Temperature calibration: For factual extraction and structured tasks, use low temperature (0–0.3). For creative generation and diverse brainstorming, use higher temperature (0.7–1.0). For most enterprise tasks, low temperature is appropriate.
22.3 Patterns That Degrade Output Quality
Vague instructions: "Be thorough and comprehensive" tells the model nothing about what thoroughness means in context. Specify what dimensions of thoroughness matter: "Cover all clauses related to payment, liability, and termination. Do not summarize clauses not related to these topics."
Contradictory constraints: Asking for "a comprehensive one-sentence summary" produces incoherence. The model attempts to satisfy both constraints and satisfies neither. Resolve contradictions before submitting the prompt.
Asking the model to assess its own confidence: "How confident are you in this answer?" produces a verbal confidence estimate that is not calibrated to actual accuracy. The model's verbal confidence and its actual reliability are not reliably correlated.
Open-ended generation for structured tasks: Asking the model to "write a report" when you need a JSON object produces a report. Specify the output format in the prompt, not in a post-processing step.
Missing negative examples in few-shot sets: Few-shot examples that show only correct outputs teach the model what good looks like but not what to avoid. Include examples of near-miss inputs that require careful handling alongside the clean examples.
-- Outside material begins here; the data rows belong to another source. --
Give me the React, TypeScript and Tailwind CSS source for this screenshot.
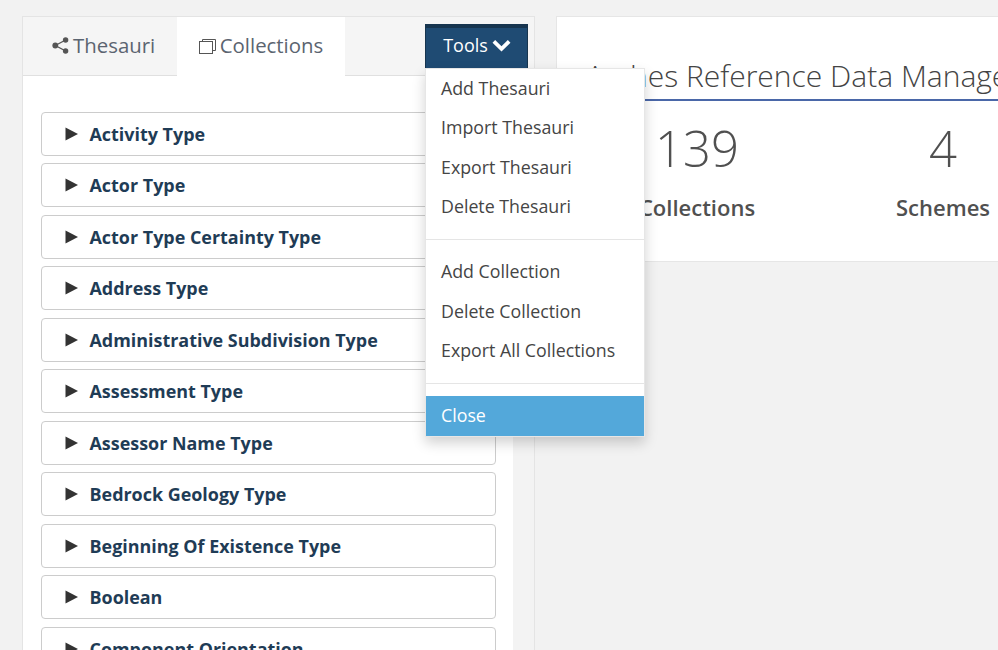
const rows = [
  "Activity Type",
  "Actor Type",
  "Actor Type Certainty Type",
  "Address Type",
  "Administrative Subdivision Type",
  "Assessment Type",
  "Assessor Name Type",
  "Bedrock Geology Type",
  "Beginning Of Existence Type",
  "Boolean",
  "Component Orientation",
]

const menuGroups = [
  ["Add Thesauri", "Import Thesauri", "Export Thesauri", "Delete Thesauri"],
  ["Add Collection", "Delete Collection", "Export All Collections"],
]

function ShareIcon() {
  return (
    <svg width="17" height="17" viewBox="0 0 17 17" className="shrink-0 fill-[#555]">
      <circle cx="3.3" cy="8.5" r="2.9" />
      <circle cx="13.6" cy="3" r="2.7" />
      <circle cx="13.6" cy="14" r="2.7" />
      <path d="M3.3 8.5 13.6 3M3.3 8.5 13.6 14" stroke="#555" strokeWidth="1.4" fill="none" />
    </svg>
  )
}

function CollectionsIcon() {
  return (
    <svg width="17" height="16" viewBox="0 0 17 16" fill="none" stroke="#555" strokeWidth="1" className="shrink-0">
      <rect x="0.5" y="3.5" width="13" height="12" fill="#fff" />
      <path d="M3.5 3.5V1.5H16.5V12.5H13.5" />
    </svg>
  )
}

function ChevronDown() {
  return (
    <svg width="19" height="13" viewBox="0 0 18 12" className="fill-white">
      <path d="M0.5 3.4 3 0.9 9 6.8 15 0.9 17.5 3.4 9 11.6Z" />
    </svg>
  )
}

function ToolsMenu() {
  return (
    <div className="absolute left-[402px] top-[50.7px] z-10 w-[220px] border border-[#e6e6e6] bg-white shadow-[0_6px_12px_rgba(0,0,0,0.18)]">
      {menuGroups.map((group) => (
        <div key={group[0]} className="mb-[11.6px] border-b border-[#e5e5e5] pb-[12.7px] first:mb-[12.3px] first:pb-[12.5px]">
          {group.map((item) => (
            <div key={item} className="flex h-[39.4px] items-center px-[15px] text-[17.8px] text-[#454545]">
              {item}
            </div>
          ))}
        </div>
      ))}
      <div className="flex h-10 items-center bg-[#53a8da] px-[15px] text-[17.8px] text-white">Close</div>
    </div>
  )
}

function LeftPanel() {
  return (
    <div className="relative flex h-[700px] w-[513px] shrink-0 flex-col border border-[#e4e4e4] bg-[#f3f3f3]">
      <div className="flex h-[59px] shrink-0 border-b border-[#e0e0e0] bg-[#f5f5f5] text-[20.4px] text-[#5b6470]">
        <div className="flex w-[154px] items-center gap-1 pb-[2px] pl-[29px]">
          <ShareIcon />
          <span>Thesauri</span>
        </div>
        <div className="mb-[-1px] flex w-[168px] items-center justify-center gap-1 bg-white pb-[2px]">
          <CollectionsIcon />
          <span>Collections</span>
        </div>
        <div className="ml-[80px] mt-[7px] flex h-[45px] w-[103px] items-center justify-center gap-1 border-x border-b border-t-4 border-[#17354f] bg-[#1f4b73] pb-[6px] pl-px text-[18px] text-white">
          <span>Tools</span>
          <ChevronDown />
        </div>
      </div>
      <div className="flex w-[490px] flex-1 flex-col gap-[7.5px] bg-white pl-[18px] pr-[17px] pt-[35.95px]">
        {rows.map((row) => (
          <div key={row} className="flex h-11 shrink-0 items-center rounded border border-[#cccccc] bg-white pl-[23px]">
            <svg width="13" height="14" viewBox="0 0 13 14" className="mr-[11.5px] shrink-0 fill-[#333]">
              <path d="M0.5 0.5 13 7 0.5 13.5Z" />
            </svg>
            <span className="pt-[0.6px] text-[17.93px] font-bold text-[#1f3c56]">{row}</span>
          </div>
        ))}
      </div>
      <ToolsMenu />
    </div>
  )
}

function StatsPanel() {
  return (
    <div className="h-[246px] w-[600px] shrink-0 border border-[#e6e6e6] bg-white pl-[17px]">
      <div className="mt-[38px] h-[46px] w-[583px] overflow-hidden whitespace-nowrap border-b-2 border-[#4a67a8] pl-3 text-[30px] leading-[42px] font-light text-[#444]">
        Arches Reference Data Manager
      </div>
      <div className="mt-[13px] grid grid-cols-[246px_246px] text-[#505050]">
        <div className="flex flex-col items-center">
          <span className="text-[49px] leading-[68px] font-light">139</span>
          <span className="mt-[10px] text-[22px] leading-[30px] font-semibold">Collections</span>
        </div>
        <div className="flex flex-col items-center">
          <span className="text-[49px] leading-[68px] font-light">4</span>
          <span className="mt-[10px] text-[22px] leading-[30px] font-semibold">Schemes</span>
        </div>
      </div>
    </div>
  )
}

export default function App() {
  return (
    <div className="flex h-[650px] w-[998px] gap-[21px] overflow-hidden bg-[#f2f2f2] pl-[22px] pt-4 font-['Open_Sans',sans-serif]">
      <LeftPanel />
      <StatsPanel />
    </div>
  )
}
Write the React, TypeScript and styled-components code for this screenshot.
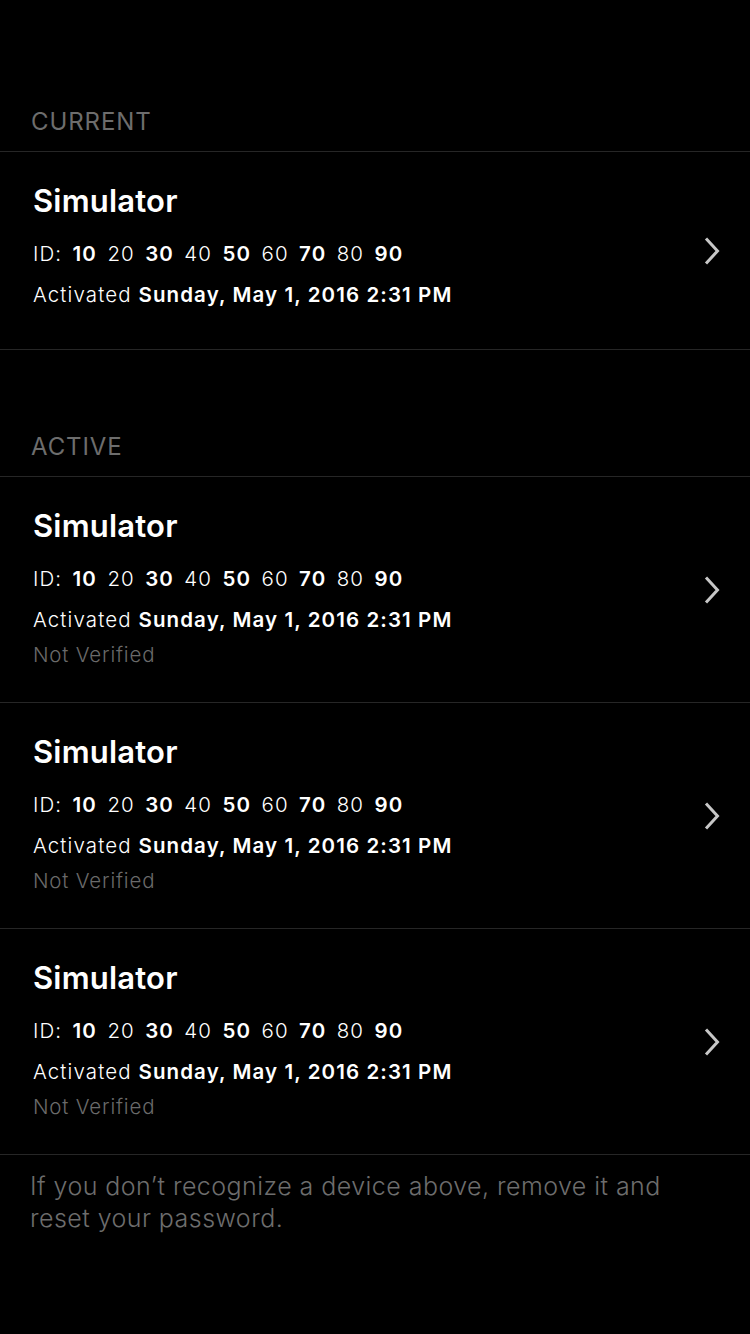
import React from "react";
import styled, { createGlobalStyle } from "styled-components";

const GlobalStyle = createGlobalStyle`
  html, body { margin: 0; padding: 0; background: #000; }
  body { font-family: Inter, "Noto Sans", "Liberation Sans", sans-serif; -webkit-font-smoothing: antialiased; }
`;

const Page = styled.div`
  width: 750px;
  min-height: 1334px;
  background: #000;
  padding-top: 25px;
  box-sizing: border-box;
`;

const SectionHeader = styled.div`
  height: 127px;
  box-sizing: border-box;
  display: flex;
  align-items: flex-end;
  padding: 0 31px 14px;
  border-bottom: 1px solid #262626;
  color: #6d6d6d;
  font-size: 24px;
  line-height: 30px;
  font-weight: 400;
  letter-spacing: 0.9px;
`;

const Row = styled.div`
  display: flex;
  align-items: center;
  border-bottom: 1px solid #262626;
  padding-left: 33px;
`;

const Info = styled.div<{ $verified?: boolean }>`
  flex: 1;
  display: flex;
  flex-direction: column;
  padding: 30px 0 ${(p) => (p.$verified ? 39 : 32)}px;
`;

const Title = styled.div`
  color: #fff;
  font-size: 31px;
  line-height: 38px;
  font-weight: 600;
  letter-spacing: 0.2px;
`;

const Line = styled.div<{ $gap: number; $wordSpace?: number }>`
  color: #fff;
  font-size: 20.5px;
  line-height: 30px;
  font-weight: 300;
  letter-spacing: 1.1px;
  word-spacing: ${(p) => p.$wordSpace ?? 0}px;
  margin-top: ${(p) => p.$gap}px;
  white-space: nowrap;
`;

const Strong = styled.span`
  font-weight: 600;
`;

const Muted = styled.div`
  color: #6a6a6a;
  font-size: 20.5px;
  line-height: 30px;
  font-weight: 300;
  letter-spacing: 0.8px;
  margin-top: 5px;
`;

const Chevron = styled.svg`
  display: block;
  width: 16px;
  height: 28px;
  margin-right: 30px;
  flex: none;
`;

const Footer = styled.p`
  margin: 0;
  padding: 15px 31px 0 30px;
  color: #6d6d6d;
  font-size: 25px;
  line-height: 32px;
  font-weight: 300;
  letter-spacing: 0.45px;
`;

const ids = [10, 20, 30, 40, 50, 60, 70, 80, 90];

function Device({ verified }: { verified?: boolean }) {
  return (
    <Row>
      <Info $verified={verified}>
        <Title>Simulator</Title>
        <Line $gap={19} $wordSpace={3.5}>
          ID:{" "}
          {ids.map((n, i) => (
            <React.Fragment key={n}>
              {i % 2 === 0 ? <Strong>{n}</Strong> : n}
              {i < ids.length - 1 ? " " : ""}
            </React.Fragment>
          ))}
        </Line>
        <Line $gap={11}>
          Activated <Strong>Sunday, May 1, 2016 2:31 PM</Strong>
        </Line>
        {!verified && <Muted>Not Verified</Muted>}
      </Info>
      <Chevron viewBox="0 0 16 28">
        <path d="M2 1.5 L13.5 14 L2 26.5" fill="none" stroke="#c7c7c7" strokeWidth="3" />
      </Chevron>
    </Row>
  );
}

export default function App() {
  return (
    <>
      <GlobalStyle />
      <Page>
        <SectionHeader>CURRENT</SectionHeader>
        <Device verified />
        <SectionHeader>ACTIVE</SectionHeader>
        <Device />
        <Device />
        <Device />
        <Footer>If you don’t recognize a device above, remove it and reset your password.</Footer>
      </Page>
    </>
  );
}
22.4 Evaluating and Iterating Prompts
Prompt engineering is empirical. The right approach is:
-
Define success criteria before writing the prompt. What does a correct output look like? What does an incorrect output look like? Write test cases that cover the expected input range, including edge cases.
-
Evaluate on a representative sample. Run the prompt on twenty to fifty representative inputs and score the outputs against the success criteria. Not on cherry-picked examples — on the full distribution of inputs the system will encounter.
-
Identify the failure pattern. When the prompt fails, it usually fails in a consistent way. Identifying the pattern tells you what to change. "The model produces three-sentence summaries when the document is short and ten-sentence summaries when the document is long" tells you to add an explicit length constraint.
-
Change one thing at a time. Changing multiple prompt components simultaneously makes it impossible to know which change produced the improvement. Iterate methodically.
-
Lock the prompt when performance is acceptable. A prompt that is continuously revised in response to individual failures becomes inconsistent over time. Lock the prompt at a version that meets the success criteria and treat further changes as new versions with their own evaluation cycles.
The investment in systematic prompt evaluation pays off in production reliability. Prompts that have not been systematically evaluated will surprise you in production with failure modes you did not anticipate.